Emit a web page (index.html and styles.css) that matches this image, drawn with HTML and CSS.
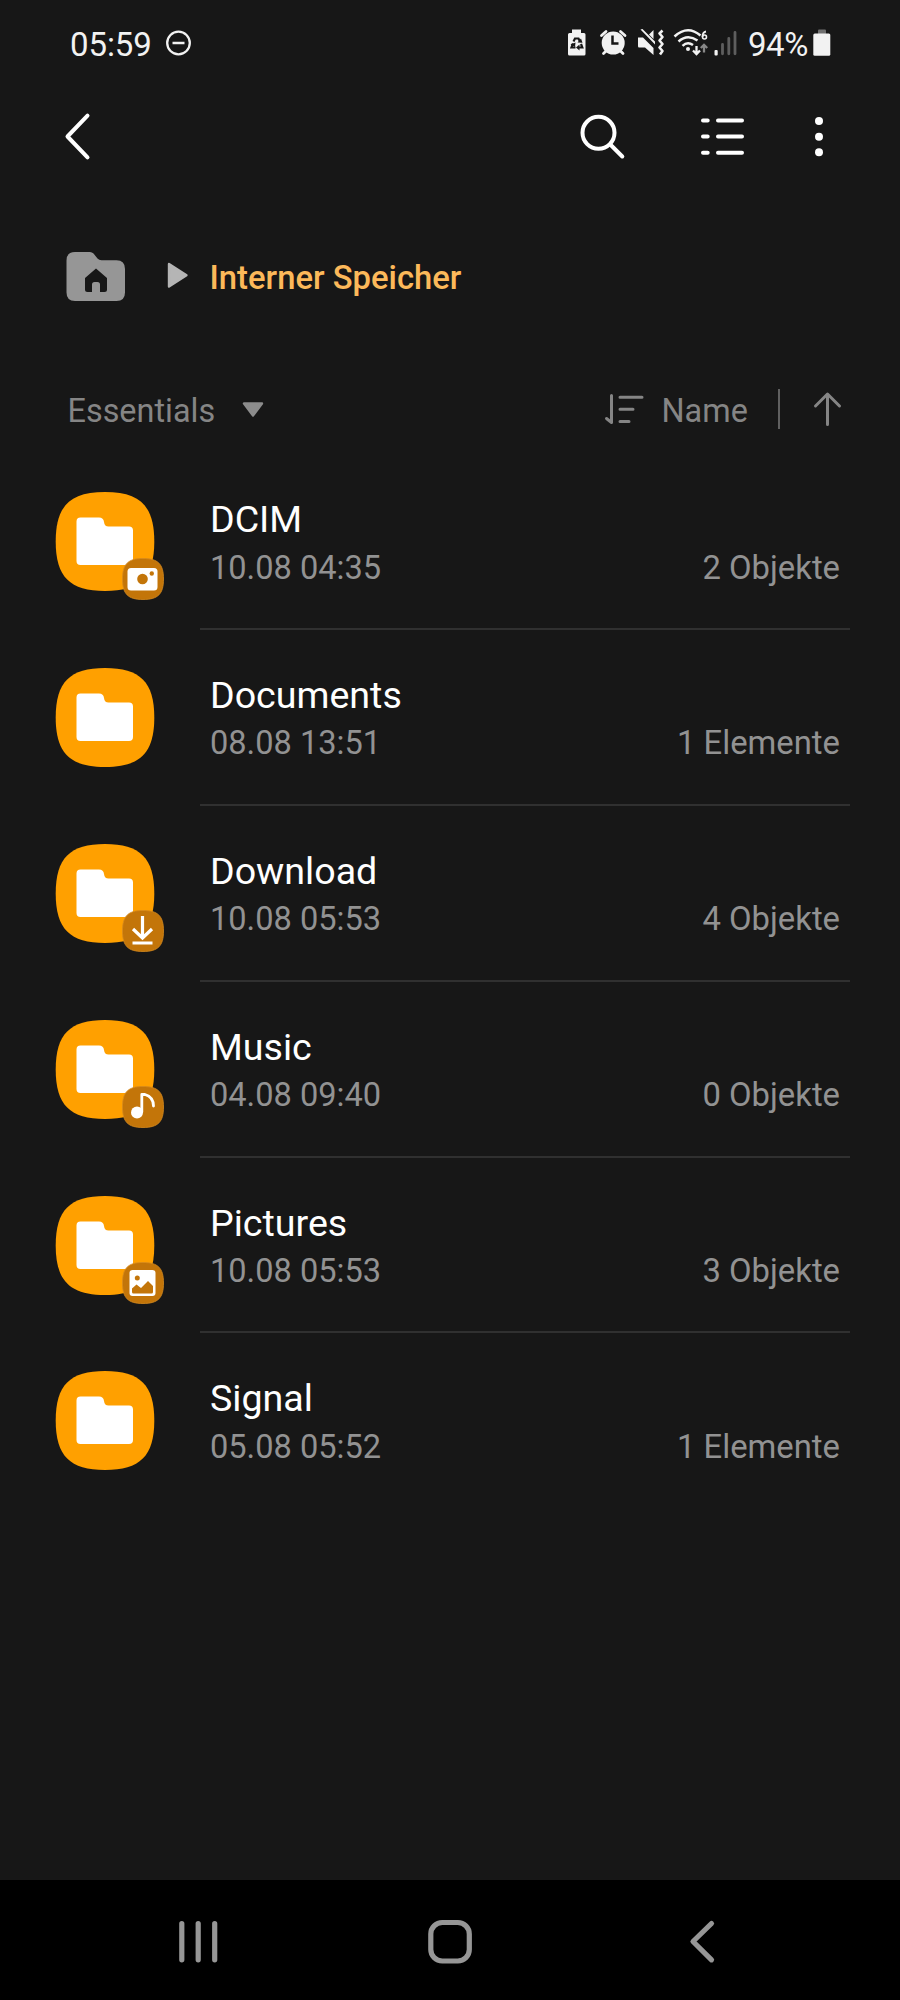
FILE: index.html
```html
<!DOCTYPE html>
<html lang="de">
<head>
<meta charset="utf-8">
<title>Interner Speicher</title>
<link rel="stylesheet" href="styles.css">
</head>
<body>
<svg class="defs" width="0" height="0" aria-hidden="true">
  <symbol id="folder" viewBox="0 0 116 116">
    <path fill="#ffa000" d="M55 2C90 2 104.300 16 104.300 51.500C104.300 87 90 101 55 101C20 101 5.700 87 5.700 51.500C5.700 16 20 2 55 2Z"/>
    <path fill="#fff" d="M30.500 27.500H49Q53.500 27.500 54 32Q54.500 36.500 58.500 36.500H79Q83 36.500 83 40.500V71Q83 75 79 75H30.500Q26.500 75 26.500 71V31.500Q26.500 27.500 30.500 27.500Z"/>
  </symbol>
  <symbol id="badge" viewBox="0 0 42 42">
    <path fill="#c37509" stroke="#d58a20" stroke-width=".8" d="M21 .5C36 .5 41.500 6 41.500 21C41.500 36 36 41.500 21 41.500C6 41.500 .5 36 .5 21C.5 6 6 .5 21 .5Z"/>
  </symbol>
</svg>
<div class="screen">
  <header class="status">
    <span class="clock">05:59</span>
    <svg class="dnd" width="26" height="26" viewBox="0 0 26 26" fill="none" stroke="#f2f2f2"><circle cx="12.500" cy="13" r="11.300" stroke-width="2.300"/><path d="M6.500 13H18.500" stroke-width="2.500"/></svg>
    <div class="indicators">
      <svg width="270" height="36" viewBox="560 26 270 36">
        <g fill="#f2f2f2">
          <path d="M572 29.500H581V33H584Q585.500 33 585.500 34.500V54Q585.500 55.500 584 55.500H569.500Q568 55.500 568 54V34.500Q568 33 569.500 33H572Z"/>
          <path fill="none" stroke="#171717" stroke-width="2.200" d="M573.500 41.500L575 38.500H578.500L580 41.500M581 44L582.300 47.500H578M575.500 47.500H571.500L573 43.500"/>
          <path fill="#171717" d="M577.500 42.500L582.500 42.800L581 38.500ZM579.500 44.500L576 47.500L579.500 50.500ZM570.500 44.500L575.500 42.500L575 47Z"/>
          <circle cx="613.200" cy="43" r="11.500"/>
          <path fill="none" stroke="#f2f2f2" stroke-width="2.800" stroke-linecap="round" d="M601.500 35.500L606 31.500M620.500 31.500L625 35.500M606 51L603.500 53.500M620.500 51L623 53.500"/>
          <path fill="none" stroke="#171717" stroke-width="2.500" d="M612.500 35.500V43.500H618.500"/>
          <path d="M638 37.500H643L653.500 48V55L645 47.500H639Q638 47.500 638 46ZM649 34.500L653.500 30V39ZM640.500 29.500L655 44.500V41.500L642.500 29Z"/>
          <path fill="none" stroke="#f2f2f2" stroke-width="2.600" stroke-linejoin="round" d="M662.500 30.500L659.500 33.500L662.500 37L659.500 40.500L662.500 44L659.500 47.500L662.500 51L660 54.500"/>
          <path fill="none" stroke="#f2f2f2" stroke-width="2.500" d="M674.500 36.500Q687.500 24.500 700.500 35.500M678.500 41.500Q687.500 33.500 697.500 40.500M682.500 45.800Q687.500 41 693 45"/>
          <circle cx="688" cy="49" r="2"/>
          <path fill="none" stroke="#f2f2f2" stroke-width="1.800" d="M706 31.500Q702.500 32 702.500 37"/>
          <circle cx="704.500" cy="37" r="2" fill="none" stroke="#f2f2f2" stroke-width="1.600"/>
          <path fill="none" stroke="#f2f2f2" stroke-width="2.300" d="M696.500 46V54M693 50.500L696.500 54L700 50.500"/>
          <path fill="none" stroke="#888" stroke-width="2.300" d="M704 52.500V45M700.800 48L704 44.800L707.200 48"/>
          <rect x="714.500" y="50" width="3.200" height="5.500" rx="1"/>
        </g>
        <path fill="none" stroke="#5e5e5e" stroke-width="2.800" stroke-linecap="round" d="M722.500 44.500V53.800M728.800 38.500V53.800M735 32.500V53.800"/>
        <rect x="818" y="29.500" width="8" height="5" rx="1" fill="#707070"/>
        <rect x="813.300" y="33.500" width="17" height="22.200" rx="1.500" fill="#f2f2f2"/>
      </svg>
      <span class="percent">94%</span>
    </div>
  </header>

  <nav class="toolbar">
    <svg width="32" height="54" viewBox="60 110 32 54"><path class="line-white" d="M87.500 115.700L67.500 136.500L87.500 157.300"/></svg>
    <div class="actions">
      <svg width="50" height="50" viewBox="577 112 50 50"><circle class="line-white" cx="598.500" cy="132.800" r="16"/><path class="line-white" d="M610.800 145L622.300 156.500"/></svg>
      <svg width="50" height="50" viewBox="697 112 50 50"><path class="line-white" d="M703 120.500H707.700M718 120.500H742M703 136.500H707.700M718 136.500H742M703 152.700H707.700M718 152.700H742"/></svg>
      <svg width="12" height="50" viewBox="813 112 12 50" fill="#fff"><circle cx="819" cy="121" r="4"/><circle cx="819" cy="136.700" r="4"/><circle cx="819" cy="152.300" r="4"/></svg>
    </div>
  </nav>

  <div class="path">
    <svg width="60" height="50" viewBox="0 0 60 50"><path fill="#969696" d="M8 0H23Q25 0 26.500 1.500L30.500 6.500Q32 8.200 34.500 8.200H49.500Q58 8.200 58 17V40.500Q58 49 49.500 49H8Q-.5 49 -.5 40.500V8.500Q-.5 0 8 0Z"/><path fill="#171717" d="M29 16.500L40 26V37.500Q40 40 37.500 40H33V32.500Q33 30 30.500 30H27.500Q25 30 25 32.500V40H20.500Q18 40 18 37.500V26Z"/></svg>
    <svg class="play" width="22" height="27" viewBox="0 0 22 27"><path d="M2 2L19.500 13.200L2 24.500Z" fill="#b5b5b5" stroke="#b5b5b5" stroke-width="2.400" stroke-linejoin="round"/></svg>
    <span class="crumb">Interner Speicher</span>
  </div>

  <div class="sort">
    <span>Essentials</span>
    <svg class="caret" width="24" height="18" viewBox="0 0 24 18"><path d="M3 2.500H21L12 14.500Z" fill="#8c8c8c" stroke="#8c8c8c" stroke-width="2.400" stroke-linejoin="round"/></svg>
    <div class="order">
      <svg width="46" height="36" viewBox="602 391 46 36"><path class="line-gray" d="M606.500 418.500L611.500 422.500V395.500M620 397.200H642M620 409.300H633M620 421.500H629"/></svg>
      <span class="key">Name</span>
      <i class="rule"></i>
      <svg width="30" height="36" viewBox="812 391 30 36"><path class="line-gray" d="M827.500 424.500V394.500M815.500 406L827.500 394L839.500 406"/></svg>
    </div>
  </div>

  <main class="list">
    <article class="row">
      <svg class="icon" width="116" height="116"><use href="#folder" width="116" height="116"/><use href="#badge" x="72" y="68" width="42" height="42"/><rect x="77.500" y="78" width="30" height="22.500" rx="3.500" fill="#fff"/><circle cx="92.500" cy="89" r="5.300" fill="#c37509"/><circle cx="101.800" cy="83.500" r="2.200" fill="#c37509"/></svg>
      <div class="info"><h2>DCIM</h2><p><span>10.08 04:35</span><span class="count">2 Objekte</span></p></div>
    </article>
    <article class="row">
      <svg class="icon" width="116" height="116"><use href="#folder" width="116" height="116"/></svg>
      <div class="info"><h2>Documents</h2><p><span>08.08 13:51</span><span class="count">1 Elemente</span></p></div>
    </article>
    <article class="row">
      <svg class="icon" width="116" height="116"><use href="#folder" width="116" height="116"/><use href="#badge" x="72" y="68" width="42" height="42"/><path fill="none" stroke="#fff" stroke-width="3.200" d="M92.500 74V95M83 87L92.500 96L102 87M82.500 101H102.500"/></svg>
      <div class="info"><h2>Download</h2><p><span>10.08 05:53</span><span class="count">4 Objekte</span></p></div>
    </article>
    <article class="row">
      <svg class="icon" width="116" height="116"><use href="#folder" width="116" height="116"/><use href="#badge" x="72" y="68" width="42" height="42"/><circle cx="87" cy="94.500" r="6" fill="#fff"/><path fill="none" stroke="#fff" stroke-width="2.800" stroke-linecap="round" stroke-linejoin="round" d="M91.800 94V76.500H95Q103.500 79 103.500 88"/></svg>
      <div class="info"><h2>Music</h2><p><span>04.08 09:40</span><span class="count">0 Objekte</span></p></div>
    </article>
    <article class="row">
      <svg class="icon" width="116" height="116"><use href="#folder" width="116" height="116"/><use href="#badge" x="72" y="68" width="42" height="42"/><rect x="79.500" y="76" width="26" height="26" rx="3" fill="#fff"/><circle cx="87.300" cy="84" r="2.500" fill="#c37509"/><path fill="#c37509" d="M82 94.500L86.500 90.500L91 94L98 87L103 92V98Q103 99.500 101.500 99.500H83.500Q82 99.500 82 98Z"/></svg>
      <div class="info"><h2>Pictures</h2><p><span>10.08 05:53</span><span class="count">3 Objekte</span></p></div>
    </article>
    <article class="row">
      <svg class="icon" width="116" height="116"><use href="#folder" width="116" height="116"/></svg>
      <div class="info"><h2>Signal</h2><p><span>05.08 05:52</span><span class="count">1 Elemente</span></p></div>
    </article>
  </main>

  <footer class="navbar">
    <svg width="44" height="46" viewBox="177 1919 44 46"><path class="line-nav" d="M181.800 1923.500V1959.800M198.200 1923.500V1959.800M214.700 1923.500V1959.800"/></svg>
    <svg class="home" width="46" height="46" viewBox="427 1919 46 46"><rect class="line-nav" x="430.800" y="1922.500" width="38.500" height="38.500" rx="11.500"/></svg>
    <svg width="28" height="46" viewBox="688 1919 28 46"><path class="line-nav" d="M711.500 1923.500L693 1941.500L711.500 1959.800"/></svg>
  </footer>
</div>
</body>
</html>
```

FILE: styles.css
```css
* { box-sizing: border-box; margin: 0; padding: 0; }
body { background: #171717; font-family: Roboto, "Liberation Sans", sans-serif; color: #fff; }
svg { display: block; flex: none; overflow: visible; }
.defs { position: absolute; }
.screen { width: 900px; height: 2000px; display: flex; flex-direction: column; overflow: hidden; background: #171717; }

.status { height: 88px; padding: 25px 70px 0 70px; display: flex; align-items: flex-start; color: #f2f2f2; font-size: 33px; line-height: 40px; white-space: nowrap; }
.clock { width: 95.500px; letter-spacing: -.1px; }
.dnd { margin-top: 5px; }
.indicators { margin-left: auto; display: grid; }
.indicators > * { grid-area: 1 / 1; }
.indicators svg { margin-top: 1px; }
.percent { justify-self: end; margin-right: 22px; font-size: 33px; letter-spacing: -.4px; }

.toolbar { height: 112px; padding: 22px 75px 0 60px; display: flex; justify-content: space-between; align-items: flex-start; }
.actions { display: flex; padding-top: 2px; }
.actions svg:nth-child(2) { margin-left: 70px; }
.actions svg:nth-child(3) { margin-left: 66px; }
.line-white { fill: none; stroke: #fff; stroke-width: 4; stroke-linecap: round; stroke-linejoin: round; }

.path { height: 154px; padding: 52px 0 0 66.500px; display: flex; align-items: flex-start; }
.play { margin: 9.500px 0 0 40.500px; }
.crumb { margin: 6px 0 0 20.500px; font-size: 32.800px; font-weight: 500; line-height: 40px; color: #fcb95a; }

.sort { height: 100px; padding: 37px 58px 0 67.500px; display: flex; align-items: flex-start; color: #858585; font-size: 32.400px; line-height: 40px; }
.caret { margin: 9.500px 0 0 26px; }
.order { margin-left: auto; display: flex; align-items: flex-start; }
.key { margin-left: 13.500px; width: 116.500px; }
.rule { width: 1.500px; height: 40px; margin: -2px 32.500px 0 0; background: #606060; }
.line-gray { fill: none; stroke: #858585; stroke-width: 3; stroke-linecap: round; stroke-linejoin: round; }

.list { flex: 1; }
.row { height: 175.900px; padding: 0 50px; display: flex; }
.icon { margin-top: 36px; }
.info { margin-left: 34px; flex: 1; padding: 42px 10px 0 10px; border-bottom: 2px solid #303030; }
.row:last-child .info { border-bottom: 0; }
.info h2 { font-size: 37.600px; font-weight: 400; line-height: 46px; height: 48.500px; }
.info p { display: flex; justify-content: space-between; font-size: 32.600px; line-height: 46px; color: #929292; }
.info .count { font-size: 32.800px; }

.navbar { height: 120px; padding: 39px 184px 0 177px; background: #000; display: flex; align-items: flex-start; justify-content: space-between; }
.home { margin-right: 10px; }
.line-nav { fill: none; stroke: #969696; stroke-width: 5.200; stroke-linecap: round; stroke-linejoin: round; }
```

Exercise brief
Gather all lines from the listing above in which "index" occurs.

Final result
Emit a web page (index.html and styles.css) that matches this image, drawn with HTML and CSS.
FILE: index.html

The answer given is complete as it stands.